In this context, the decision to halt all offshore wind leasing is a refreshing case of government finally—finally—questioning the wisdom of shoveling public money and political capital into a bottomless pit. There’s a reason, after all, that the market has not produced a competitive offshore wind sector without government intervention. The inherent costs and uncertainties are simply too high.
If anything, the move exposes the fragility of the “clean energy transition.” If something as supposedly vital as offshore wind can be undone by a single policy shift, it suggests that its foundations are not made of concrete but of sand—held together by politics and little else.

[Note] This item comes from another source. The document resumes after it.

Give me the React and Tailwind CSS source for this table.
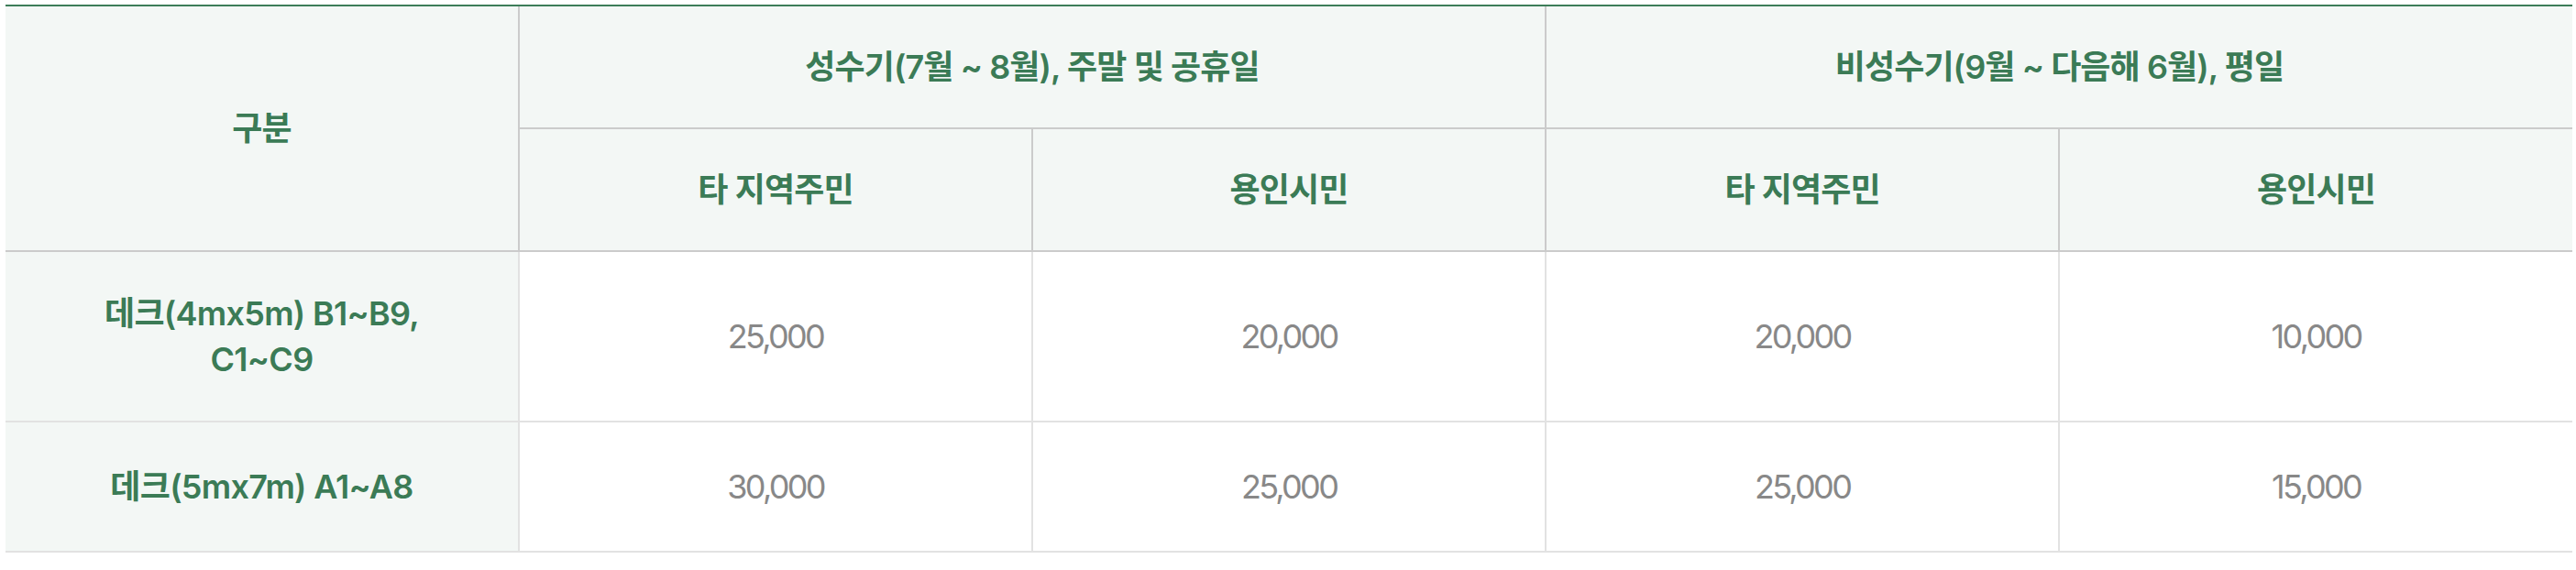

And let’s not kid ourselves about who benefits from wind energy’s continued subsidization. While the public is told it’s about saving the planet, the real beneficiaries have always been the developers, construction firms, and politically connected intermediaries who extract rents from a system designed to reward cronyism over results.
The ultimate lesson here is not just about wind energy. It’s about the perils of technocratic overreach, the arrogance of central planning, and the wisdom of letting markets—not government decrees—determine which energy sources are truly viable. The Trump administration’s reversal will no doubt be condemned by those for whom “green energy” is an article of faith. But for anyone still possessed of a functioning sense of proportion and a respect for reality, the move stands as a long-overdue course correction.
The final word belongs to the ordinary American, who has been forced for too long to foot the bill for utopian experiments that do little but enrich the few at the expense of the many. Perhaps, with this policy shift, we will begin to see a return to energy policy that puts reliability, affordability, and national interest first—not the dreams of central planners and the fantasies of the climate-industrial complex.
And if the wind doesn’t blow quite so favorably for offshore wind’s rent-seekers in the future, well, maybe that’s just the way the wind ought to blow.